Seine Anwesenheit wies unter den gegebenen Umständen auf seine gegenwärtige
Teilnahme am Verkehr hin, und als Verkehrsteilnehmer unterstand er der
Kontrolle der hierfür zuständigen Organe, zumal er sein Fahrzeug auf einem
Trottoir parkiert hatte, was nur ausnahmsweise unter den Voraussetzungen
des Art. 41 VRV zulässig ist.

    Der Beschwerdeführer hätte deshalb der Polizei auf Verlangen auch den
Führerausweis vorweisen müssen.

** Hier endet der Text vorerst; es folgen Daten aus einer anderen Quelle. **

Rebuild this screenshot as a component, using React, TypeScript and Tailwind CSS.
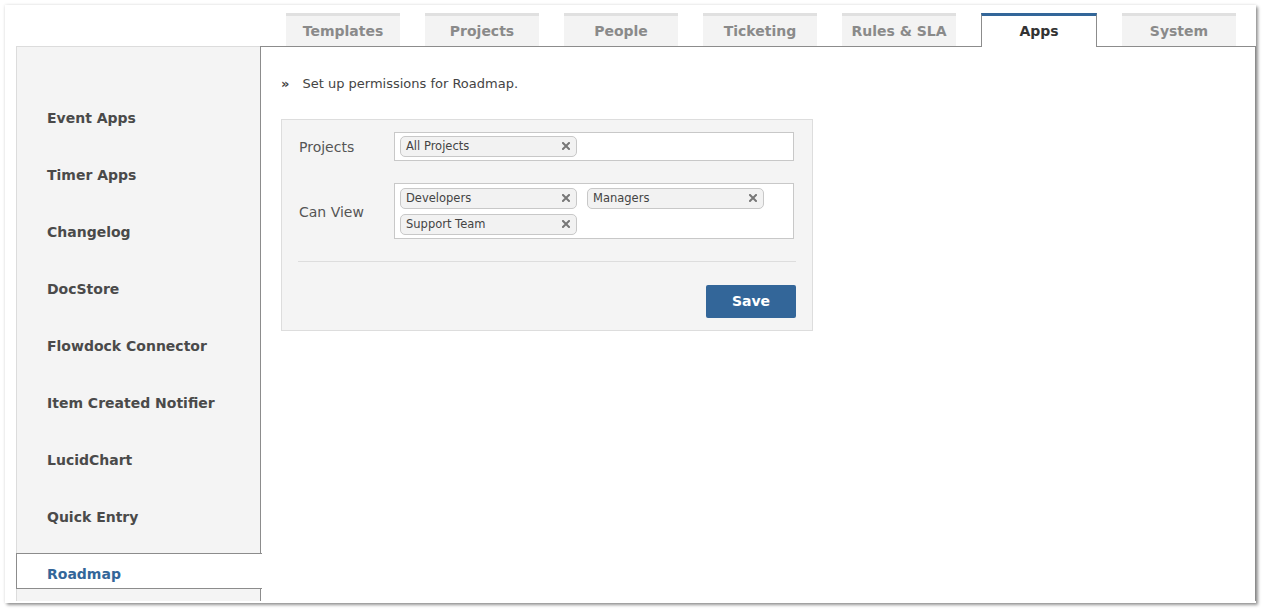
const tabs = ["Templates", "Projects", "People", "Ticketing", "Rules & SLA", "Apps", "System"];
const apps = [
  "Event Apps",
  "Timer Apps",
  "Changelog",
  "DocStore",
  "Flowdock Connector",
  "Item Created Notifier",
  "LucidChart",
  "Quick Entry",
  "Roadmap",
];

const font = { fontFamily: '"DejaVu Sans", Verdana, sans-serif' };

const Chip = ({ label }: { label: string }) => {
  return (
    <div className="flex h-[21px] w-[177px] items-center justify-between rounded-[5px] border border-[#c8c8c8] bg-[#f2f2f2] pl-[5px] pr-[6px] text-[11.5px] text-[#444]">
      <span className="pt-[2px]">{label}</span>
      <svg width="8" height="8" viewBox="0 0 8 8">
        <path d="M1 1 L7 7 M7 1 L1 7" stroke="#777" strokeWidth="2" strokeLinecap="square" />
      </svg>
    </div>
  );
};

export default function App() {
  return (
    <div className="h-[612px] w-[1264px] bg-white pl-[5px] pt-[5px]" style={font}>
      <div className="flex h-[598px] w-[1251px] flex-col bg-white pb-[2px] pl-[11px] shadow-[2px_2px_3px_rgba(0,0,0,0.4),0_0_3px_rgba(0,0,0,0.12)]">
        {/* tabs */}
        <div className="flex h-[41px] items-end gap-[25px] pl-[270px]">
          {tabs.map((t) =>
            t === "Apps" ? (
              <div
                key={t}
                className="relative z-10 -mb-px flex h-[34px] w-[116px] items-center justify-center border-x border-t-[3px] border-x-[#8c8c8c] border-t-[#336699] bg-white pb-px text-[14px] font-bold text-[#333]"
              >
                {t}
              </div>
            ) : (
              <div
                key={t}
                className="flex h-[33px] w-[114px] items-center justify-center border-t-[3px] border-[#e0e0e0] bg-[#f3f3f3] text-[14px] font-bold text-[#8a8a8a]"
              >
                {t}
              </div>
            )
          )}
        </div>

        {/* body */}
        <div className="flex flex-1">
          <div className="flex w-[244px] flex-col gap-[21px] border-l border-t border-[#dcdcdc] bg-[#f4f4f4] pt-[50px]">
            {apps.map((a) =>
              a === "Roadmap" ? (
                <div
                  key={a}
                  className="relative z-10 -ml-px -mr-[2px] flex h-[36px] items-center border-y border-l border-[#8c8c8c] bg-white pl-[30px] pt-[6px] text-[14px] font-bold text-[#336699]"
                >
                  {a}
                </div>
              ) : (
                <div key={a} className="flex h-[36px] items-center pl-[30px] pt-[6px] text-[14px] font-bold text-[#4a4a4a]">
                  {a}
                </div>
              )
            )}
          </div>

          <div className="flex-1 border-x border-t border-[#8c8c8c] pl-[20px] pt-[27px]">
            <div className="flex items-center gap-[13px] text-[13px] text-[#444]">
              <span className="text-[13px] font-bold">»</span>
              <span>Set up permissions for Roadmap.</span>
            </div>

            <div className="mt-[25px] w-[532px] border border-[#dddddd] bg-[#f4f4f4] px-[16px] pb-[12px] pt-[12px]">
              <div className="flex items-center">
                <div className="w-[96px] pl-px pt-[3px] text-[14px] text-[#555]">Projects</div>
                <div className="flex h-[29px] w-[400px] items-center border border-[#c8c8c8] bg-white pl-[5px]">
                  <Chip label="All Projects" />
                </div>
              </div>

              <div className="mt-[22px] flex items-center">
                <div className="w-[96px] pl-px pt-[3px] text-[14px] text-[#555]">Can View</div>
                <div className="flex h-[56px] w-[400px] flex-wrap content-start gap-x-[10px] gap-y-[5px] border border-[#c8c8c8] bg-white pl-[5px] pt-[4px]">
                  <Chip label="Developers" />
                  <Chip label="Managers" />
                  <Chip label="Support Team" />
                </div>
              </div>

              <div className="mt-[22px] h-px w-[498px] bg-[#dddddd]" />

              <div className="mt-[23px] flex w-[498px] justify-end">
                <button className="h-[33px] w-[90px] rounded-[2px] bg-[#336699] pt-px text-[14px] font-bold text-white">
                  Save
                </button>
              </div>
            </div>
          </div>
        </div>
      </div>
    </div>
  );
}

Indem er bloss den Fahrzeugausweis und
eine Identitätskarte vorzeigte und sich sodann davonmachte, genügte er
seiner Pflicht nach Art. 10 Abs. 4 SVG nicht. Seinem Einwand aber, der
polizeiliche Eingriff sei unverhältnismässig gewesen, ist entgegenzuhalten,
dass es sich bei der fraglichen Polizeikontrolle nicht um eine blosse
Personenkontrolle, sondern um eine Verkehrskontrolle gehandelt hat,
die u.a. die Berechtigung des Beschwerdeführers zur Führung des
Fahrzeugs beschlug. Hierfür aber war das Vorweisen der Identitätskarte
untauglich. Schliesslich hilft dem Beschwerdeführer auch nicht, dass der
Polizist nach erfolgloser Aufforderung zum Vorweisen des Führerausweises
sich zum Streifenwagen begab, um sich über Funk zu erkundigen, ob
K. überhaupt einen Führerausweis besass. So oder anders hatte sich der
Beschwerdeführer geweigert, den Führerausweis vorzuweisen, und er war nach
dem Polizeirapport vom 23. Februar 1984 bereits in dem Moment verschwunden,
als sich der Polizist zum Streifenwagen begab.